El verano de 1908 Sorolla se había instalado con su familia en la playa de Valencia. Allí pinta algunas de sus obras más conocidas (y reconocidas), entre el Cabañal y la Malvarrosa (sobre todo en esta última), con el desbordante fulgor levantino. Numerosos artistas se han visto atraídos por el magnetismo del sol y el mar, sus juegos de luz en los cuerpos y el agua, porque también el viento sopla diferente en una playa y moldea el tiempo y las formas terrestres como lo hace con las dunas: Frederic Leighton, Santeri Salokivi, Picasso, Monet, Cassat o Degas son solamente algunos de ellos.
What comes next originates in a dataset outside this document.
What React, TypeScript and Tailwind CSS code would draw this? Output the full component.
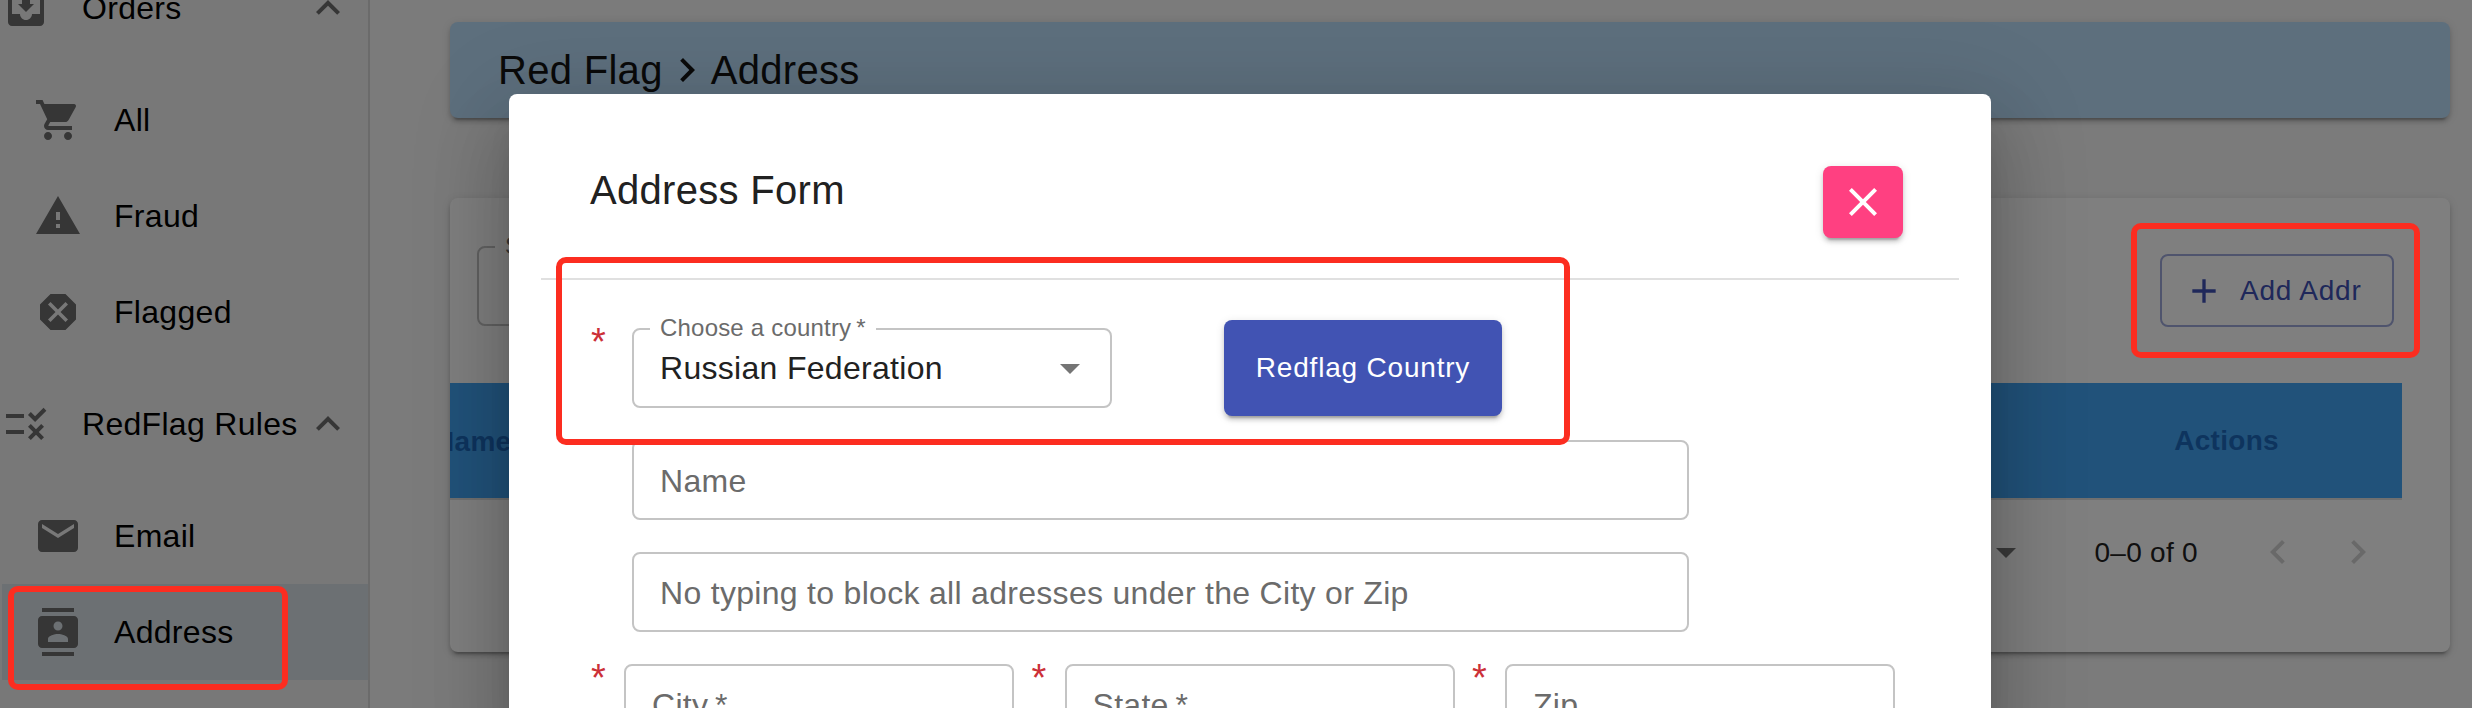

El verano del presente año me encontraba en la costa mediterránea que bordea mi casa y volví a aquel momento frente al cuadro. En la orilla de mi playa estaban ahora dos mujeres sentadas. Una de ellas llevaba un sombrero blanco y una tela azulada y ondulante, entre mar y cometa, que le cubría el torso. Las dos charlaban despreocupadamente en el umbral de las refrescantes olas, llenándose de luz, como aquellos infantes del lienzo, algo más inmóviles por la misma quietud que van imponiendo los años. Leí hace poco que siempre se habla de la luz de este pintor, pero que el mejor Sorolla está en sus obras más oscuras, en sus sombras. Aunque estén en lo cierto, no puedo evitar que a mí me gane el Sorolla que lleva el sol dentro y lo derrama en sus pinceles, en esa vida salpicada de blanco y gozosamente luminosa. Charmian Clift, la escritora australiana que en 1954 se marchó con su familia a vivir a las islas griegas, dice en su libro Los buscadores de loto: «Vivir al sol es reparador. Todo está abierto, todo se revela. Aquí no hay engaño posible, sino la pura verdad de las cosas». Así lo siento cuando estoy en este lugar, al igual que cuando estoy ante ese cuadro.

A punto ya de marcharme, mientras sacudo la toalla para dejar caer la arena del tiempo, vuelvo la vista hacia las dos mujeres que allí siguen, mirando a unos niños que corren y ríen, con la euforia de todos los comienzos, inmunes a las tinieblas de la amargura.